Isso permitirá maior segurança técnica aos parlamentares, pois estarão assessorados por uma consultoria preparada, atualizada, com todos os recursos disponíveis a uma melhor elaboração e análise dos projetos de lei.
Já os argumentos políticos são os mais sensíveis, envolvendo interesses diversos. Primeiramente, cumpre salientar que os membros das duas Casas são eleitos por princípios eleitorais diferentes. Os senadores pelo princípio do voto majoritário, e os deputados, pelo princípio do voto proporcional.
Isso é assim porque a natureza de cada Casa é diversa. Enquanto a Câmara dos Deputados abriga representantes da povo, tendo ali as mais diferentes correntes do pensamento da sociedade, no Senado Federal os representante eleitos irão representar, essencialmente, os Estados-membros.
É aí que reside, a nosso juízo, um disfunção do nosso sistema constitucional. Com o sistema adotado, admitindo-se a revisão, permite-se ao cidadão eleger um representante para defender interesses bastante segmentados, ao passo que no Senado, sobretudo pelo princípio do voto majoritário e pela quantidade de senadores eleitos, na maior parte das vezes esses interesses não serão contemplados pelo representante senatorial eleito.
Teoricamente é possível ocorrer no processo de revisão legislativa, a anulação política da sociedade pela manifestação de determinado projeto de lei no Senado Federal, cuja representação é de outra natureza, comparada à da Câmara dos Deputados.
A fórmula por nós adotada, nos parece, apropriando-nos da expressão de SARTORI, tratar-se de um constitucionalismo mal concebido.
Outro argumento recorrente refere-se ao papel da experiência dos membros do Senado Federal. Ora, tal argumento de origem histórica conservadora, não pode mais prosperar numa sociedade dinâmica como a atual. Não que se deva desprezar a experiência dos mais velhos. Pelo contrário. Na verdade, a Câmara dos Deputados pela sua diversidade reúne velhos, jovens, cidadãos que já ocuparam os mais diversos cargos em todas as esferas de Poder, havendo ali uma riqueza de conhecimento se justificando o vetusto argumento da experiência do Senado, a qual deve ser largamente utilizada para solucionar os diários e tormentosos problemas que afetam a federação brasileira.

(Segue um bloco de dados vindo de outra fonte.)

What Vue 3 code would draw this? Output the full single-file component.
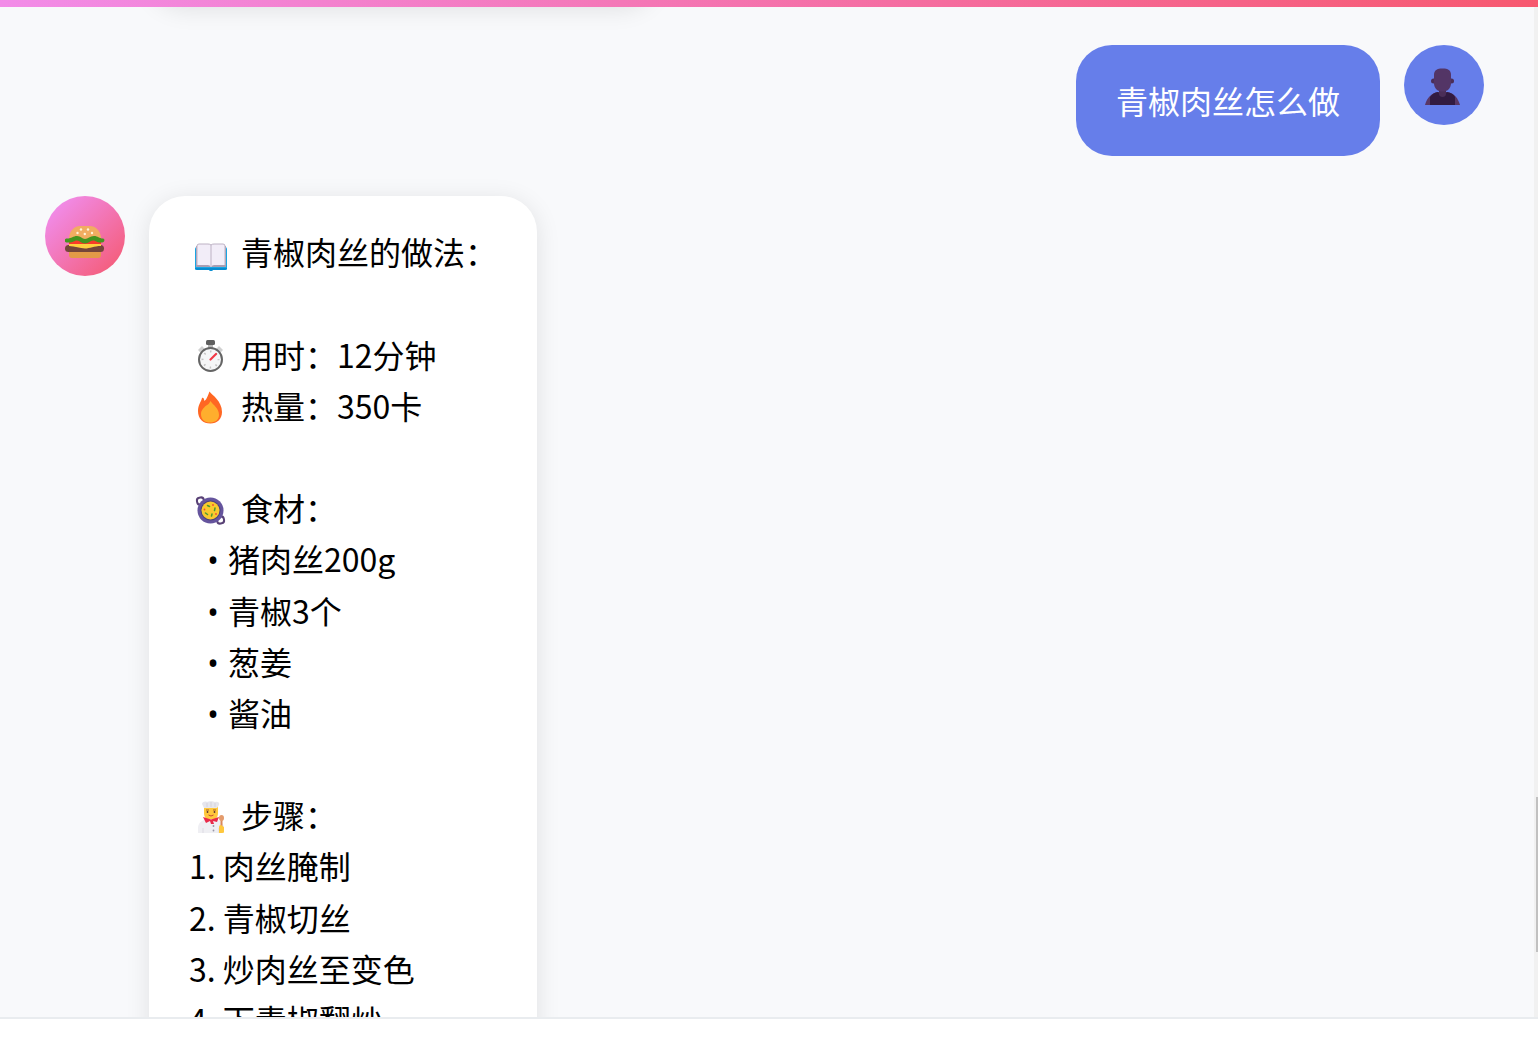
<template>
  <div class="chat-page">
    <header class="chat-header"></header>

    <main class="chat-messages">
      <div class="message-list">
        <!-- Earlier reply, scrolled out of view -->
        <div class="message">
          <div class="bubble previous"></div>
        </div>

        <div class="message user">
          <div class="bubble">{{ question }}</div>
          <div class="avatar">
            <svg width="40" height="44" viewBox="0 0 40 44" aria-hidden="true">
              <path d="M1 42C3 34 8 30 14 29H23C30 30 34 35 36 42Z" fill="#593765" />
              <path d="M6 42V34C8 31 11 29.5 14 29L18.500 33L23 29C27 29.500 30 31.500 31 34V42Z" fill="#321b41" />
              <path d="M15 25H22V31C22 35 15 35 15 31Z" fill="#4b2e58" />
              <circle cx="9.500" cy="18" r="2.500" fill="#4b2e58" />
              <circle cx="27.500" cy="18" r="2.500" fill="#4b2e58" />
              <path d="M10 12C10 7 13 5.500 18.500 5.500S27 7 27 12V20C27 26 23 28.500 18.500 28.500S10 26 10 20Z" fill="#533566" />
            </svg>
          </div>
        </div>

        <div class="message bot">
          <div class="avatar">
            <svg width="40" height="44" viewBox="0 0 40 44" aria-hidden="true">
              <path d="M4 37H36V41Q36 44 33 44H7Q4 44 4 41Z" fill="#e39a48" />
              <path d="M4 25C4 16 10 12 15 12H25C30 12 36 16 36 25Z" fill="#f1ad61" />
              <rect x="4" y="26" width="32" height="6" fill="#f83a29" />
              <rect x="0" y="31" width="39" height="7" rx="3.500" fill="#75453a" />
              <path d="M4 30H36V32C29 32 25 34.500 20 34.500S10 32 4 32Z" fill="#ffd03e" />
              <path d="M2 28.500C-1 28.500 -1 24.500 2 24.500C7 24.500 8 22 12 22S17 25 20 25S25 22 29 22S34 24.500 38 24.500C40 24.500 40 28.500 37 28.500C32 29 31 26.500 28 26.500S24 29.500 20 29.500S15 26.500 12 26.500S8 29 2 28.500Z" fill="#45941f" />
              <g fill="#fff4d8">
                <circle cx="16" cy="15.500" r="1.200" />
                <circle cx="23" cy="15.500" r="1.200" />
                <circle cx="12.500" cy="19" r="1.200" />
                <circle cx="19.800" cy="20" r="1.200" />
                <circle cx="27" cy="19" r="1.200" />
              </g>
            </svg>
          </div>

          <div class="bubble">
            <div class="line">
              <svg class="icon" viewBox="0 0 44 40" aria-hidden="true">
                <path d="M6 17Q6 15 8 15H36Q38 15 38 17V37Q38 38 36 38H24Q22 40 20 38H8Q6 38 6 37Z" fill="#19a5e4" />
                <path d="M6 36H38V37L36 38H24Q22 40 20 38H8L6 37Z" fill="#078bd0" />
                <path d="M7 14H37V35H7Z" fill="#a99eb3" />
                <path d="M8 14Q8 12 10 12H19Q21 12 22 13Q23 12 25 12H34Q36 12 36 14V33H25Q23 33 22 35Q21 33 19 33H8Z" fill="#f2edf8" />
                <path d="M8 33V14Q8 12 10 12H19Q21 12 22 13Q23 12 25 12H34Q36 12 36 14V33M22 13V34" fill="none" stroke="#bdb2c4" />
              </svg>
              <span>{{ recipe.name }}的做法：</span>
            </div>
            <div class="line"></div>

            <div class="line">
              <svg class="icon" viewBox="0 0 44 40" aria-hidden="true">
                <path d="M9 16L13 12L16 15L12 19ZM34 16L30 12L27 15L31 19Z" fill="#d0d0d0" />
                <rect x="19" y="9" width="5" height="5" fill="#b5b5b5" />
                <rect x="17" y="6" width="9" height="5" rx="1.500" fill="#5f5f5f" />
                <circle cx="21.500" cy="25.500" r="11.500" fill="#f5f6f7" stroke="#656565" stroke-width="2" />
                <circle cx="21.500" cy="25.500" r="8" fill="none" stroke="#c4c4c4" stroke-width="2" stroke-dasharray="1.500 4.783" stroke-dashoffset="0.750" />
                <path d="M21.500 25.500L27 20" stroke="#f33845" stroke-width="2.200" stroke-linecap="round" />
              </svg>
              <span>用时：{{ recipe.minutes }}分钟</span>
            </div>
            <div class="line">
              <svg class="icon" viewBox="0 0 44 40" aria-hidden="true">
                <path d="M20.500 6.500C23 10 33 16 33 27C33 34 28 38.500 21.500 38.500C14 38.500 9 34 9 26C9 20 12 17 13 13C14 12 15 13 15.500 16C18 14 19 10 20.500 6.500Z" fill="#ff6723" />
                <path d="M21.500 16C24 20 30 23 30 30C30 35 26 37.500 21 37.500S12 35 12 29C12 25 15 23 16.500 21C19 20 20.500 18 21.500 16Z" fill="#ffae2d" />
              </svg>
              <span>热量：{{ recipe.calories }}卡</span>
            </div>
            <div class="line"></div>

            <div class="line">
              <svg class="icon" viewBox="0 0 44 40" aria-hidden="true">
                <rect x="8" y="9.500" width="7" height="7" rx="3" fill="none" stroke="#594276" stroke-width="2" transform="rotate(-12 11.500 13)" />
                <rect x="28" y="28.500" width="7" height="7" rx="3" fill="none" stroke="#594276" stroke-width="2" transform="rotate(-12 31.500 32)" />
                <circle cx="21.500" cy="22.500" r="13" fill="#65549d" />
                <circle cx="21.500" cy="22.500" r="10" fill="#4c427a" />
                <circle cx="21.500" cy="22.500" r="9" fill="#f9c92e" />
                <path d="M18.500 17.500L20.500 18.500M26 20L25.500 22.500M16.500 25L18.500 26.500M23 26L22.500 28" stroke="#4c9a30" stroke-width="1.500" stroke-linecap="round" />
                <g fill="#f34b32">
                  <circle cx="24" cy="17" r="0.900" />
                  <circle cx="15.500" cy="21.500" r="0.900" />
                  <circle cx="27" cy="26" r="0.900" />
                </g>
              </svg>
              <span>食材：</span>
            </div>
            <ul class="ingredients">
              <li v-for="ingredient in recipe.ingredients" :key="ingredient" class="line">
                <span class="bullet">•</span>{{ ingredient }}
              </li>
            </ul>
            <div class="line"></div>

            <div class="line">
              <svg class="icon" viewBox="0 0 44 40" aria-hidden="true">
                <path d="M15 11H29V18C29 23 26 25 22 25S15 23 15 18Z" fill="#ffc83d" />
                <path d="M15 13L13 9C13 7 16 6 18 7C20 6 24 6 26 7C29 6 31 8 30 10L28 13Z" fill="#e6e6ed" />
                <path d="M18 8V12M22 7V12M26 8V12" stroke="#d4d2dc" />
                <path d="M17 15H20M24 15H27" stroke="#a5602a" stroke-width="1.200" />
                <circle cx="18.500" cy="17" r="0.900" fill="#5a3430" />
                <circle cx="25.500" cy="17" r="0.900" fill="#5a3430" />
                <path d="M19.500 20Q22 22 24.500 20" fill="none" stroke="#c94b32" />
                <path d="M9 38V33C9 27 14 25 18 24H26C31 25 35 28 35 33V38Z" fill="#efeff3" />
                <path d="M14 33V38M30 33V38" stroke="#dddbe3" />
                <path d="M14 22L22 24.500L30 22L28 27L24 26L25 29H22L21 26L17 28Z" fill="#e92b4a" />
                <g fill="#9896a5">
                  <circle cx="24.500" cy="31" r="0.900" />
                  <circle cx="24.500" cy="35.500" r="0.900" />
                </g>
                <path d="M32.500 25V33" stroke="#d9885b" stroke-width="2" />
                <ellipse cx="32.500" cy="23" rx="2.500" ry="3" fill="#e49b6c" />
                <path d="M30 32Q30 30 32 30L35 32V37Q35 38 33 38H30Z" fill="#ffc83d" />
              </svg>
              <span>步骤：</span>
            </div>
            <div v-for="(step, index) in recipe.steps" :key="step" class="line">
              {{ index + 1 }}. {{ step }}
            </div>
          </div>
        </div>
      </div>

      <div class="scroll-track">
        <div class="scroll-thumb"></div>
      </div>
    </main>

    <footer class="chat-footer"></footer>
  </div>
</template>

<script setup>
const question = '青椒肉丝怎么做';

const recipe = {
  name: '青椒肉丝',
  minutes: 12,
  calories: 350,
  ingredients: ['猪肉丝200g', '青椒3个', '葱姜', '酱油'],
  steps: ['肉丝腌制', '青椒切丝', '炒肉丝至变色', '下青椒翻炒'],
};
</script>

<style>
body {
  margin: 0;
}
</style>

<style scoped>
.chat-page {
  height: 100vh;
  display: flex;
  flex-direction: column;
  background: #fff;
  color: #000;
  font-family: "Noto Sans CJK SC", sans-serif;
  font-size: 32px;
  line-height: 1.6;
}

.chat-header {
  flex: 0 0 7px;
  background: linear-gradient(90deg, #f28ce8, #f7586f);
}

.chat-messages {
  flex: 1;
  min-height: 0;
  position: relative;
  overflow: hidden;
  background: #f8f9fb;
}

.message-list {
  display: flex;
  flex-direction: column;
  gap: 40px;
  margin-top: -82px;
  padding: 0 54px 0 45px;
}

.message {
  display: flex;
  align-items: flex-start;
  gap: 24px;
}

.message.user {
  justify-content: flex-end;
}

.avatar {
  flex: 0 0 80px;
  height: 80px;
  border-radius: 50%;
  display: flex;
  align-items: center;
  justify-content: center;
  background: #667eea;
}

.bot .avatar {
  background: linear-gradient(135deg, #f093fb, #f5576c);
}

.bubble {
  padding: 30px 40px;
  border-radius: 36px;
  background: #fff;
  box-shadow: 0 4px 24px rgba(0, 0, 0, 0.1);
}

.bubble.previous {
  box-sizing: border-box;
  width: 508px;
  height: 80px;
  margin-left: 104px;
}

.user .bubble {
  background: #667eea;
  color: #fff;
  box-shadow: none;
}

.line {
  display: flex;
  align-items: center;
  height: 1.6em;
  white-space: nowrap;
}

.icon {
  width: 44px;
  height: 40px;
  margin-right: 8px;
}

.ingredients {
  list-style: none;
  margin: 0;
  padding: 0 0 0 18px;
}

.ingredients .line {
  align-items: baseline;
}

.bullet {
  width: 21px;
  font-family: "Open Sans", sans-serif;
}

.scroll-track {
  position: absolute;
  top: 0;
  right: 0;
  bottom: 0;
  width: 4px;
  background: #f1f1f1;
}

.scroll-thumb {
  position: absolute;
  right: 0;
  bottom: 65px;
  width: 2px;
  height: 155px;
  background: #c1c1c1;
}

.chat-footer {
  flex: 0 0 25px;
  border-top: 2px solid #e9ecef;
  background: #fff;
}
</style>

Portanto, mais crível, a nosso entender, que o Senado Federal se ocupe, exclusivamente, das funções relativas às questões federativas, demandando maior tempo e energia a solidificar, cada vez mais, o pacto federativo, que, por vezes, se mostra frágil nos momentos de crises.
Com isso, a Câmara dos Deputados se reservaria a melhor se dedicar às matérias que digam respeito aos interesses do povo brasileiro, agilizando o processo legislativo, sem perda da qualidade técnica e política, para, nesse caminho, ir recuperando de fato as prerrogativas constitucionais que lhe são asseguradas.